I am personally looking forward to reading together this book, holding in mind what Rev'd John has pointed out to us, and discovering the implications of discipleship as we “read, mark, learn, and inwardly digest” what God has in store for us.
Thanks John, we all appreciated your presence, what you brought to our attention, and the manner in which you presented all! Thanks.


For those of us engaging in these Parish discussions we are now expected to read chapter one by Tuesday/Thursday evening.

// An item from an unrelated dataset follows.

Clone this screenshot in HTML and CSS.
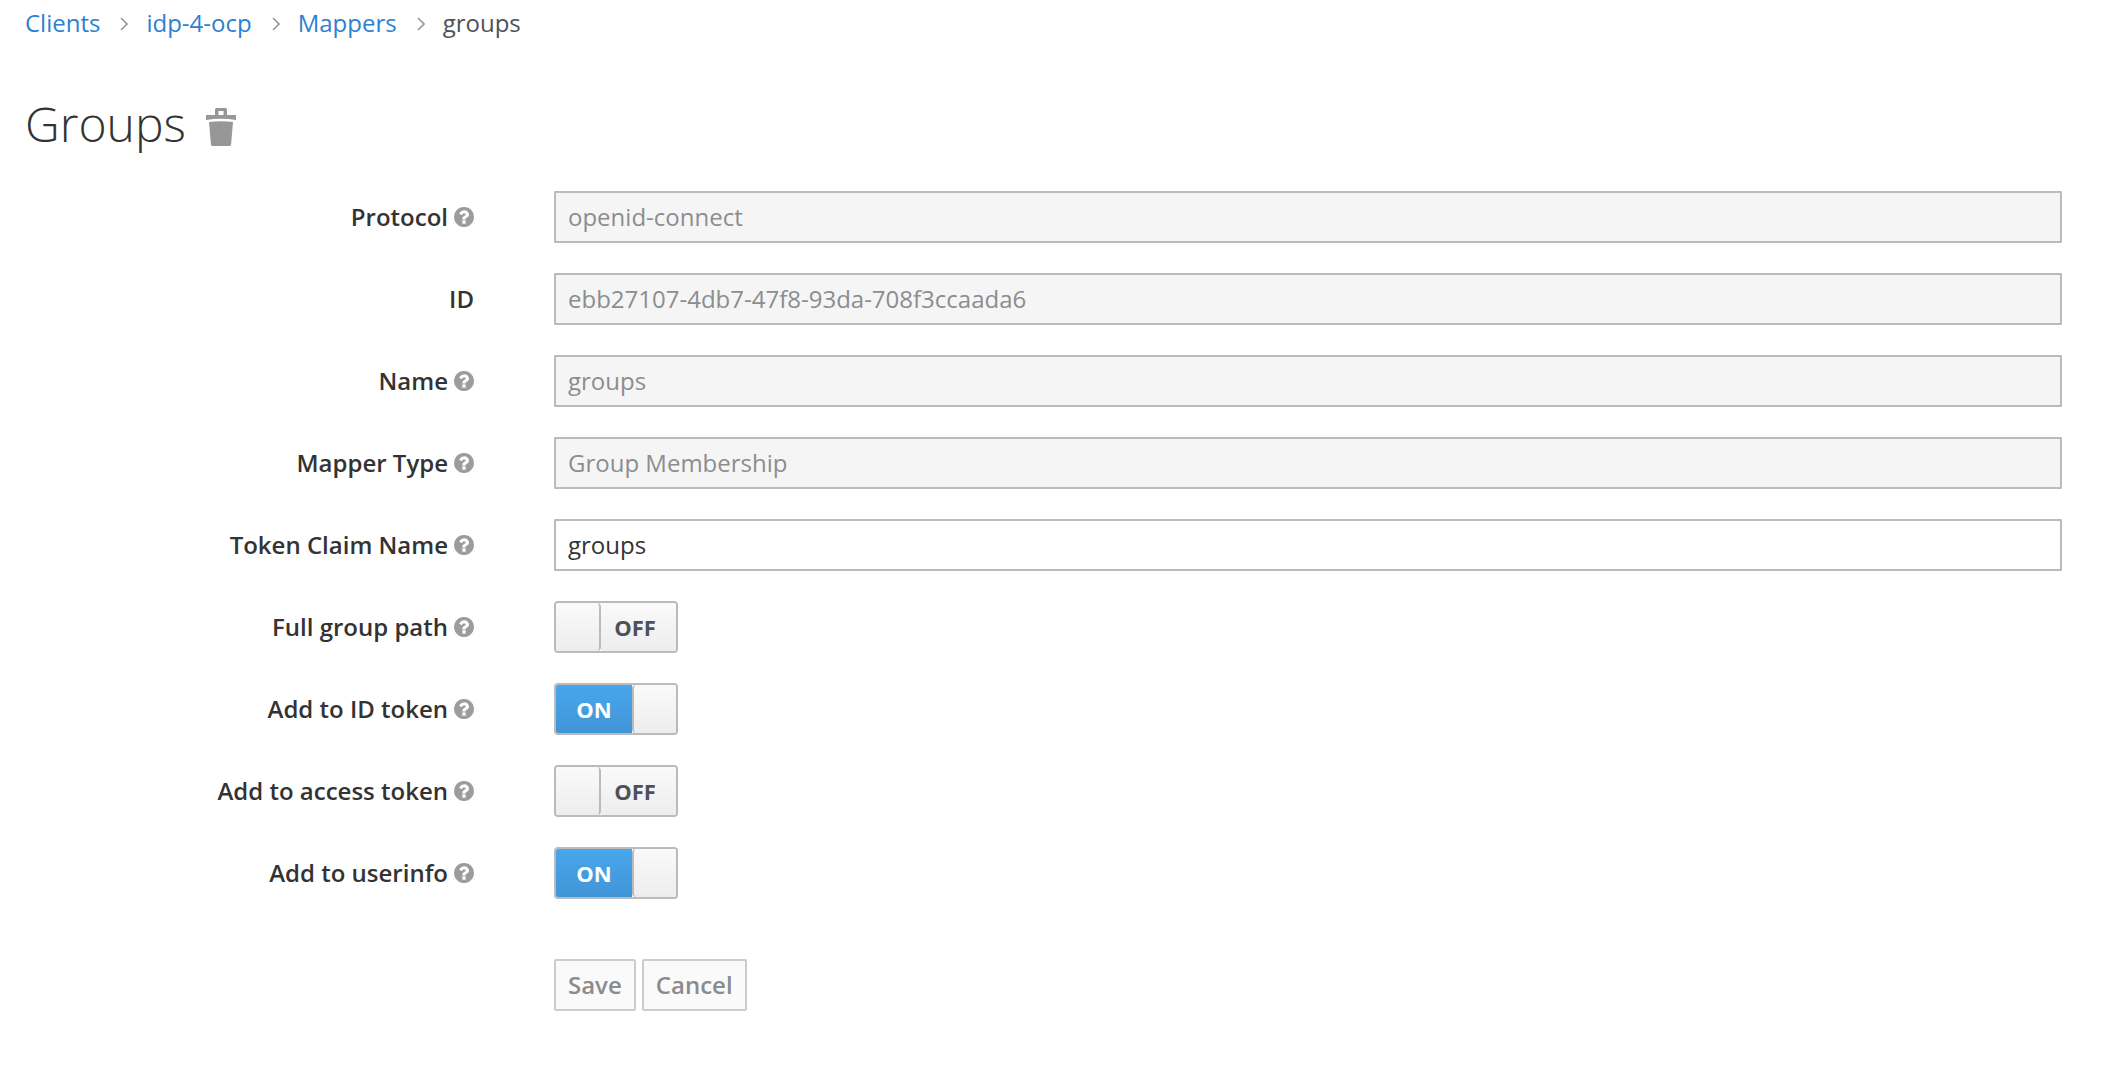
FILE: index.html
```html
<!DOCTYPE html>
<html lang="en">
<head>
    <meta charset="UTF-8">
    <title>Groups</title>
    <link rel="stylesheet" href="styles.css">
</head>
<body>
    <svg class="defs" width="0" height="0">
        <symbol id="help" viewBox="0 0 1536 1536">
            <path d="M896 1248v-192q0-14-9-23t-23-9h-192q-14 0-23 9t-9 23v192q0 14 9 23t23 9h192q14 0 23-9t9-23zm256-672q0-88-55.5-163t-138.5-116-170-41q-243 0-371 213-15 24 8 42l132 100q7 6 19 6 16 0 25-12 53-68 86-92 34-24 86-24 48 0 85.5 26t37.5 59q0 38-20 61t-68 45q-63 28-115.5 86.5t-52.5 125.5v36q0 14 9 23t23 9h192q14 0 23-9t9-23q0-19 21.5-49.5t54.5-49.5q32-18 49-28.5t46-35 44.5-48 28-60.5 12.5-81zm384 192q0 209-103 385.5t-279.5 279.5-385.5 103-385.5-103-279.5-279.5-103-385.5 103-385.5 279.5-279.5 385.5-103 385.5 103 279.5 279.5 103 385.5z"/>
        </symbol>
        <symbol id="chevron" viewBox="0 0 8 14">
            <path d="M1 1l6 6-6 6" fill="none" stroke="currentColor" stroke-width="1.6"/>
        </symbol>
    </svg>

    <nav class="breadcrumb">
        <a href="#">Clients</a>
        <svg class="sep"><use href="#chevron"/></svg>
        <a href="#">idp-4-ocp</a>
        <svg class="sep"><use href="#chevron"/></svg>
        <a href="#">Mappers</a>
        <svg class="sep"><use href="#chevron"/></svg>
        <span>groups</span>
    </nav>

    <h1 class="title">
        Groups
        <svg class="trash" viewBox="0 0 30 38">
            <path d="M10 0h10l1 1v6h9v5q-15-2.500-30 0v-5h9v-6zM12.500 3v4h5v-4z" fill-rule="evenodd"/>
            <path d="M3 14q12-1.500 24 0l-2 23-1 1h-18l-1-1z"/>
        </svg>
    </h1>

    <form class="mapper-form">
        <div class="row">
            <label><span>Protocol</span> <svg class="help"><use href="#help"/></svg></label>
            <input class="field" type="text" value="openid-connect" readonly disabled>
        </div>
        <div class="row">
            <label><span>ID</span></label>
            <input class="field" type="text" value="ebb27107-4db7-47f8-93da-708f3ccaada6" readonly disabled>
        </div>
        <div class="row">
            <label><span>Name</span> <svg class="help"><use href="#help"/></svg></label>
            <input class="field" type="text" value="groups" readonly disabled>
        </div>
        <div class="row">
            <label><span>Mapper Type</span> <svg class="help"><use href="#help"/></svg></label>
            <input class="field" type="text" value="Group Membership" readonly disabled>
        </div>
        <div class="row">
            <label><span>Token Claim Name</span> <svg class="help"><use href="#help"/></svg></label>
            <input class="field" type="text" value="groups">
        </div>
        <div class="row">
            <label><span>Full group path</span> <svg class="help"><use href="#help"/></svg></label>
            <div class="switch"><span class="knob"></span><span class="off">OFF</span></div>
        </div>
        <div class="row">
            <label><span>Add to ID token</span> <svg class="help"><use href="#help"/></svg></label>
            <div class="switch"><span class="on">ON</span><span class="knob knob-right"></span></div>
        </div>
        <div class="row">
            <label><span>Add to access token</span> <svg class="help"><use href="#help"/></svg></label>
            <div class="switch"><span class="knob"></span><span class="off">OFF</span></div>
        </div>
        <div class="row">
            <label><span>Add to userinfo</span> <svg class="help"><use href="#help"/></svg></label>
            <div class="switch"><span class="on">ON</span><span class="knob knob-right"></span></div>
        </div>
        <div class="row actions">
            <div class="buttons">
                <button type="button">Save</button>
                <button type="button">Cancel</button>
            </div>
        </div>
    </form>
</body>
</html>
```

FILE: styles.css
```css
body {
    font-family: 'Open Sans', sans-serif;
    font-size: 24px;
    background-color: #fff;
    color: #333;
    margin: 0;
    padding: 0 60px 0 25px;
}
.defs {
    position: absolute;
}
.breadcrumb {
    display: flex;
    align-items: center;
    height: 44px;
    color: #4d5258;
}
.breadcrumb a {
    color: #2f7fd1;
    text-decoration: none;
}
.sep {
    width: 8px;
    height: 14px;
    margin: 4px 18px 0 20px;
    color: #999;
}
.title {
    display: flex;
    align-items: center;
    gap: 20px;
    font-size: 48px;
    font-weight: 300;
    line-height: 64px;
    margin: 48px 0 35px;
}
.trash {
    width: 30px;
    height: 38px;
    fill: #979797;
    margin-top: 6px;
}
.row {
    display: grid;
    grid-template-columns: 449px 1fr;
    column-gap: 80px;
    margin-bottom: 30px;
    align-items: center;
    height: 52px;
}
.row label {
    display: flex;
    align-items: center;
    justify-content: flex-end;
    gap: 6px;
    font-weight: 600;
}
.row label span {
    padding-bottom: 2px;
}
.help {
    width: 20px;
    height: 20px;
    fill: #9c9c9c;
}
.field {
    box-sizing: border-box;
    width: 100%;
    height: 52px;
    padding: 0 12px 2px;
    font-family: inherit;
    font-size: 24px;
    color: #333;
    background-color: #fff;
    border: 2px solid #bbb;
    border-radius: 1px;
    outline: none;
}
.field:disabled {
    color: #8b8d8f;
    background-color: #f5f5f5;
    opacity: 1;
}
.switch {
    box-sizing: border-box;
    display: flex;
    width: 124px;
    height: 52px;
    border: 2px solid #bbb;
    border-radius: 4px;
    overflow: hidden;
    font-weight: 700;
}
.knob {
    box-sizing: border-box;
    width: 45px;
    background: linear-gradient(to bottom, #fafafa, #ededed);
    border-right: 2px solid #bbb;
    border-radius: 0 4px 4px 0;
}
.knob-right {
    width: 44px;
    border-right: none;
    border-left: 2px solid #bbb;
    border-radius: 4px 0 0 4px;
}
.off {
    flex: 1;
    display: flex;
    align-items: center;
    justify-content: center;
    padding-right: 7px;
    font-size: 22px;
    color: #4d5258;
    background: linear-gradient(to bottom, #fafafa, #ededed);
}
.on {
    flex: 1;
    display: flex;
    align-items: center;
    justify-content: center;
    font-size: 22px;
    color: #fff;
    background: linear-gradient(to bottom, #49a6ec, #4095d6);
}
.actions {
    margin-top: 60px;
}
.actions .buttons {
    grid-column: 2;
    display: flex;
    gap: 6px;
}
button {
    box-sizing: border-box;
    height: 52px;
    padding: 0 12px 2px;
    font-family: inherit;
    font-size: 24px;
    font-weight: 600;
    color: #8b8b8b;
    background-color: #fafafa;
    border: 2px solid #ccc;
    border-radius: 2px;
}
```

Enjoy and learn as you read!
Oct 7, Tuesday, eleven of us gathered at St Stephen's Hall, Salvage – Thursday, Oct 9, fourteen of us gathered at the Church of the Resurrection, Sandringham – to work through the implications of chapter one of Your Church Can Thrive.
Two different conversations took place, but for the most part we confined our discussion to chapter one, Thinking About Growth. Of the matters we discussed much of our discussion centred around inviting others, of giving an invitation to explore fellowship with us as a church and with God in Christ.

Thursday, October 2, 2008

Rural Ministry and the Changing Community

Rural Ministry and the Changing Community was written by Rockwell C Smith, 1971. Smith was "both a sociologist and a minister."

As I am reading this book I find myself challenged by my assumptions and perspectives, which R C Smith highlights as problems faced by clergy in rural settings. And maybe this can even happen to one who was raised in a rural setting. For the most part so far this appears to be a common sense book. It is still worth a peruse by anyone engaged in rural ministry. Though the volume I borrowed from a library does not appear to have had the privilege of being lent out previously.

Smith in the midst of his book draw particular importance to the book Small Town in Mass Society. (A partial reading is available at Google Books.)

As I read through this text I came across this:
the texture of our lives. Jews and Christians, as well as most of the great religions, reject the division of life into “sacred” and “secular”; they insist that all of life is the area for religious commitment and confrontation.

which is worth recalling in our own journeys of faith.